## Exercise brief
From the listing that follows, output everything exactly except the pictures.

------ Material provided

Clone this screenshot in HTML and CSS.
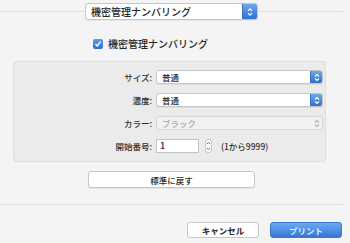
FILE: index.html
```html
<!DOCTYPE html>
<html lang="ja">
<head>
<meta charset="utf-8">
<link rel="stylesheet" href="styles.css">
</head>
<body>
<div class="sheet">
  <div class="top">
    <div class="line"></div>
    <div class="popup popup-main">
      <span class="popup-text">機密管理ナンバリング</span>
      <span class="popup-arrows"><svg width="6" height="10" viewBox="0 0 6 10"><path d="M1 3.8 L3 1.8 L5 3.8 M1 6.2 L3 8.2 L5 6.2" fill="none" stroke="#fff" stroke-width="1.2"/></svg></span>
    </div>
    <div class="line"></div>
  </div>

  <label class="check-row">
    <span class="check"><svg width="8" height="8" viewBox="0 0 8 8"><path d="M1.5 4.2 L3.2 6 L6.6 1.6" fill="none" stroke="#fff" stroke-width="1.4"/></svg></span>
    <span class="check-label">機密管理ナンバリング</span>
  </label>

  <div class="box">
    <div class="form">
      <div class="lbl">サイズ:</div>
      <div class="popup popup-row">
        <span class="popup-text">普通</span>
        <span class="popup-arrows"><svg width="6" height="9" viewBox="0 0 6 9"><path d="M1 3.5 L3 1.5 L5 3.5 M1 5.5 L3 7.5 L5 5.5" fill="none" stroke="#fff" stroke-width="1.1"/></svg></span>
      </div>

      <div class="lbl">濃度:</div>
      <div class="popup popup-row">
        <span class="popup-text">普通</span>
        <span class="popup-arrows"><svg width="6" height="9" viewBox="0 0 6 9"><path d="M1 3.5 L3 1.5 L5 3.5 M1 5.5 L3 7.5 L5 5.5" fill="none" stroke="#fff" stroke-width="1.1"/></svg></span>
      </div>

      <div class="lbl">カラー:</div>
      <div class="popup popup-row disabled">
        <span class="popup-text">ブラック</span>
        <span class="popup-arrows"><svg width="6" height="9" viewBox="0 0 6 9"><path d="M1 3.5 L3 1.5 L5 3.5 M1 5.5 L3 7.5 L5 5.5" fill="none" stroke="#b0b0b0" stroke-width="1.1"/></svg></span>
      </div>

      <div class="lbl">開始番号:</div>
      <div class="num-row">
        <div class="num-input">1</div>
        <div class="stepper"><svg width="7" height="14" viewBox="0 0 7 14"><path d="M2 5 L3.5 3.5 L5 5 M2 9 L3.5 10.5 L5 9" fill="none" stroke="#666" stroke-width="1"/></svg></div>
        <div class="range">(1から9999)</div>
      </div>
    </div>
  </div>

  <div class="reset-row">
    <button class="btn reset">標準に戻す</button>
  </div>

  <div class="sep"></div>

  <div class="actions">
    <button class="btn cancel">キャンセル</button>
    <button class="btn print">プリント</button>
  </div>
</div>
</body>
</html>
```

FILE: styles.css
```css
html, body {
  margin: 0;
  padding: 0;
  background: #f4f4f4;
}
body {
  font-family: "Noto Sans CJK JP", "Liberation Sans", sans-serif;
  font-weight: 500;
  color: #262626;
  width: 350px;
  height: 243px;
  overflow: hidden;
}
.sheet {
  width: 343px;
  display: flex;
  flex-direction: column;
}
.top {
  display: flex;
  align-items: center;
  height: 17px;
  margin-top: 3px;
}
.line {
  flex: 1;
  height: 1px;
  background: #dcdcdc;
}
.popup {
  display: flex;
  align-items: stretch;
  background: #fff;
  border: 1px solid #c6c6c6;
  border-radius: 3px;
  box-shadow: 0 1px 0 rgba(0,0,0,0.06);
  box-sizing: border-box;
  overflow: hidden;
}
.popup-main {
  width: 173px;
  height: 17px;
  margin: 0 1px;
}
.popup-text {
  flex: 1;
  font-size: 10px;
  line-height: 15px;
  padding-left: 5px;
  white-space: nowrap;
}
.popup-arrows {
  width: 14px;
  display: flex;
  align-items: center;
  justify-content: center;
  background: linear-gradient(#6fa9ec, #2f6fcf);
  border-left: 1px solid #3a74c8;
}
.check-row {
  display: flex;
  align-items: center;
  margin-top: 19px;
  margin-left: 93px;
  height: 10px;
}
.check {
  width: 10px;
  height: 10px;
  border-radius: 2px;
  background: linear-gradient(#5a9be6, #2e6fcf);
  display: flex;
  align-items: center;
  justify-content: center;
  box-sizing: border-box;
}
.check-label {
  font-size: 10px;
  margin-left: 5px;
  line-height: 10px;
}
.box {
  margin: 12px 0 0 13px;
  width: 313px;
  height: 101px;
  box-sizing: border-box;
  background: #ebebeb;
  border: 1px solid #dedede;
  border-radius: 3px;
  padding: 8px 2px 0 0;
}
.form {
  display: grid;
  grid-template-columns: 138px 1fr;
  column-gap: 4px;
  row-gap: 9px;
  align-items: center;
}
.lbl {
  text-align: right;
  font-size: 8.5px;
  line-height: 14px;
  color: #2e2e2e;
}
.popup-row {
  height: 14px;
}
.popup-row .popup-text {
  font-size: 8.5px;
  line-height: 12px;
}
.popup-row .popup-arrows {
  width: 11px;
}
.popup-row.disabled {
  background: #f1f1f1;
  border-color: #d6d6d6;
  box-shadow: none;
}
.popup-row.disabled .popup-text {
  color: #a8a8a8;
}
.popup-row.disabled .popup-arrows {
  background: none;
  border-left: none;
}
.num-row {
  display: flex;
  align-items: center;
  height: 14px;
}
.num-input {
  width: 43px;
  height: 14px;
  box-sizing: border-box;
  background: #fff;
  border: 1px solid #c4c4c4;
  font-size: 9px;
  line-height: 12px;
  padding-left: 3px;
}
.stepper {
  width: 7px;
  height: 14px;
  margin-left: 6px;
  box-sizing: border-box;
  border: 1px solid #c8c8c8;
  border-radius: 3px;
  background: #fafafa;
  display: flex;
  align-items: center;
  justify-content: center;
  overflow: hidden;
}
.stepper svg {
  flex: none;
}
.range {
  margin-left: 9px;
  font-size: 8.5px;
  color: #2e2e2e;
}
.btn {
  font-family: "Noto Sans CJK JP", "Liberation Sans", sans-serif;
  font-size: 8.5px;
  font-weight: 500;
  padding: 0;
  margin: 0;
  border-radius: 3px;
  box-sizing: border-box;
  cursor: default;
}
.reset-row {
  display: flex;
  justify-content: center;
  margin-top: 9px;
}
.reset {
  width: 167px;
  height: 17px;
  background: #fff;
  border: 1px solid #c6c6c6;
  color: #262626;
  box-shadow: 0 1px 0 rgba(0,0,0,0.06);
}
.sep {
  height: 1px;
  background: #dcdcdc;
  margin-top: 16px;
}
.actions {
  display: flex;
  justify-content: flex-end;
  gap: 11px;
  margin-top: 17px;
  padding-right: 1px;
}
.cancel {
  width: 72px;
  height: 16px;
  background: #fff;
  border: 1px solid #c6c6c6;
  color: #262626;
  font-weight: 700;
}
.print {
  width: 72px;
  height: 16px;
  background: linear-gradient(#6aaaf0, #3478d6);
  border: 1px solid #3c78cc;
  color: #dce9fb;
  font-weight: 700;
}
```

------------

## Right answer
Clone this screenshot in HTML and CSS.
FILE: index.html
```html
<!DOCTYPE html>
<html lang="ja">
<head>
<meta charset="utf-8">
<link rel="stylesheet" href="styles.css">
</head>
<body>
<div class="sheet">
  <div class="top">
    <div class="line"></div>
    <div class="popup popup-main">
      <span class="popup-text">機密管理ナンバリング</span>
      <span class="popup-arrows"><svg width="6" height="10" viewBox="0 0 6 10"><path d="M1 3.8 L3 1.8 L5 3.8 M1 6.2 L3 8.2 L5 6.2" fill="none" stroke="#fff" stroke-width="1.2"/></svg></span>
    </div>
    <div class="line"></div>
  </div>

  <label class="check-row">
    <span class="check"><svg width="8" height="8" viewBox="0 0 8 8"><path d="M1.5 4.2 L3.2 6 L6.6 1.6" fill="none" stroke="#fff" stroke-width="1.4"/></svg></span>
    <span class="check-label">機密管理ナンバリング</span>
  </label>

  <div class="box">
    <div class="form">
      <div class="lbl">サイズ:</div>
      <div class="popup popup-row">
        <span class="popup-text">普通</span>
        <span class="popup-arrows"><svg width="6" height="9" viewBox="0 0 6 9"><path d="M1 3.5 L3 1.5 L5 3.5 M1 5.5 L3 7.5 L5 5.5" fill="none" stroke="#fff" stroke-width="1.1"/></svg></span>
      </div>

      <div class="lbl">濃度:</div>
      <div class="popup popup-row">
        <span class="popup-text">普通</span>
        <span class="popup-arrows"><svg width="6" height="9" viewBox="0 0 6 9"><path d="M1 3.5 L3 1.5 L5 3.5 M1 5.5 L3 7.5 L5 5.5" fill="none" stroke="#fff" stroke-width="1.1"/></svg></span>
      </div>

      <div class="lbl">カラー:</div>
      <div class="popup popup-row disabled">
        <span class="popup-text">ブラック</span>
        <span class="popup-arrows"><svg width="6" height="9" viewBox="0 0 6 9"><path d="M1 3.5 L3 1.5 L5 3.5 M1 5.5 L3 7.5 L5 5.5" fill="none" stroke="#b0b0b0" stroke-width="1.1"/></svg></span>
      </div>

      <div class="lbl">開始番号:</div>
      <div class="num-row">
        <div class="num-input">1</div>
        <div class="stepper"><svg width="7" height="14" viewBox="0 0 7 14"><path d="M2 5 L3.5 3.5 L5 5 M2 9 L3.5 10.5 L5 9" fill="none" stroke="#666" stroke-width="1"/></svg></div>
        <div class="range">(1から9999)</div>
      </div>
    </div>
  </div>

  <div class="reset-row">
    <button class="btn reset">標準に戻す</button>
  </div>

  <div class="sep"></div>

  <div class="actions">
    <button class="btn cancel">キャンセル</button>
    <button class="btn print">プリント</button>
  </div>
</div>
</body>
</html>
```

FILE: styles.css
```css
html, body {
  margin: 0;
  padding: 0;
  background: #f4f4f4;
}
body {
  font-family: "Noto Sans CJK JP", "Liberation Sans", sans-serif;
  font-weight: 500;
  color: #262626;
  width: 350px;
  height: 243px;
  overflow: hidden;
}
.sheet {
  width: 343px;
  display: flex;
  flex-direction: column;
}
.top {
  display: flex;
  align-items: center;
  height: 17px;
  margin-top: 3px;
}
.line {
  flex: 1;
  height: 1px;
  background: #dcdcdc;
}
.popup {
  display: flex;
  align-items: stretch;
  background: #fff;
  border: 1px solid #c6c6c6;
  border-radius: 3px;
  box-shadow: 0 1px 0 rgba(0,0,0,0.06);
  box-sizing: border-box;
  overflow: hidden;
}
.popup-main {
  width: 173px;
  height: 17px;
  margin: 0 1px;
}
.popup-text {
  flex: 1;
  font-size: 10px;
  line-height: 15px;
  padding-left: 5px;
  white-space: nowrap;
}
.popup-arrows {
  width: 14px;
  display: flex;
  align-items: center;
  justify-content: center;
  background: linear-gradient(#6fa9ec, #2f6fcf);
  border-left: 1px solid #3a74c8;
}
.check-row {
  display: flex;
  align-items: center;
  margin-top: 19px;
  margin-left: 93px;
  height: 10px;
}
.check {
  width: 10px;
  height: 10px;
  border-radius: 2px;
  background: linear-gradient(#5a9be6, #2e6fcf);
  display: flex;
  align-items: center;
  justify-content: center;
  box-sizing: border-box;
}
.check-label {
  font-size: 10px;
  margin-left: 5px;
  line-height: 10px;
}
.box {
  margin: 12px 0 0 13px;
  width: 313px;
  height: 101px;
  box-sizing: border-box;
  background: #ebebeb;
  border: 1px solid #dedede;
  border-radius: 3px;
  padding: 8px 2px 0 0;
}
.form {
  display: grid;
  grid-template-columns: 138px 1fr;
  column-gap: 4px;
  row-gap: 9px;
  align-items: center;
}
.lbl {
  text-align: right;
  font-size: 8.5px;
  line-height: 14px;
  color: #2e2e2e;
}
.popup-row {
  height: 14px;
}
.popup-row .popup-text {
  font-size: 8.5px;
  line-height: 12px;
}
.popup-row .popup-arrows {
  width: 11px;
}
.popup-row.disabled {
  background: #f1f1f1;
  border-color: #d6d6d6;
  box-shadow: none;
}
.popup-row.disabled .popup-text {
  color: #a8a8a8;
}
.popup-row.disabled .popup-arrows {
  background: none;
  border-left: none;
}
.num-row {
  display: flex;
  align-items: center;
  height: 14px;
}
.num-input {
  width: 43px;
  height: 14px;
  box-sizing: border-box;
  background: #fff;
  border: 1px solid #c4c4c4;
  font-size: 9px;
  line-height: 12px;
  padding-left: 3px;
}
.stepper {
  width: 7px;
  height: 14px;
  margin-left: 6px;
  box-sizing: border-box;
  border: 1px solid #c8c8c8;
  border-radius: 3px;
  background: #fafafa;
  display: flex;
  align-items: center;
  justify-content: center;
  overflow: hidden;
}
.stepper svg {
  flex: none;
}
.range {
  margin-left: 9px;
  font-size: 8.5px;
  color: #2e2e2e;
}
.btn {
  font-family: "Noto Sans CJK JP", "Liberation Sans", sans-serif;
  font-size: 8.5px;
  font-weight: 500;
  padding: 0;
  margin: 0;
  border-radius: 3px;
  box-sizing: border-box;
  cursor: default;
}
.reset-row {
  display: flex;
  justify-content: center;
  margin-top: 9px;
}
.reset {
  width: 167px;
  height: 17px;
  background: #fff;
  border: 1px solid #c6c6c6;
  color: #262626;
  box-shadow: 0 1px 0 rgba(0,0,0,0.06);
}
.sep {
  height: 1px;
  background: #dcdcdc;
  margin-top: 16px;
}
.actions {
  display: flex;
  justify-content: flex-end;
  gap: 11px;
  margin-top: 17px;
  padding-right: 1px;
}
.cancel {
  width: 72px;
  height: 16px;
  background: #fff;
  border: 1px solid #c6c6c6;
  color: #262626;
  font-weight: 700;
}
.print {
  width: 72px;
  height: 16px;
  background: linear-gradient(#6aaaf0, #3478d6);
  border: 1px solid #3c78cc;
  color: #dce9fb;
  font-weight: 700;
}
```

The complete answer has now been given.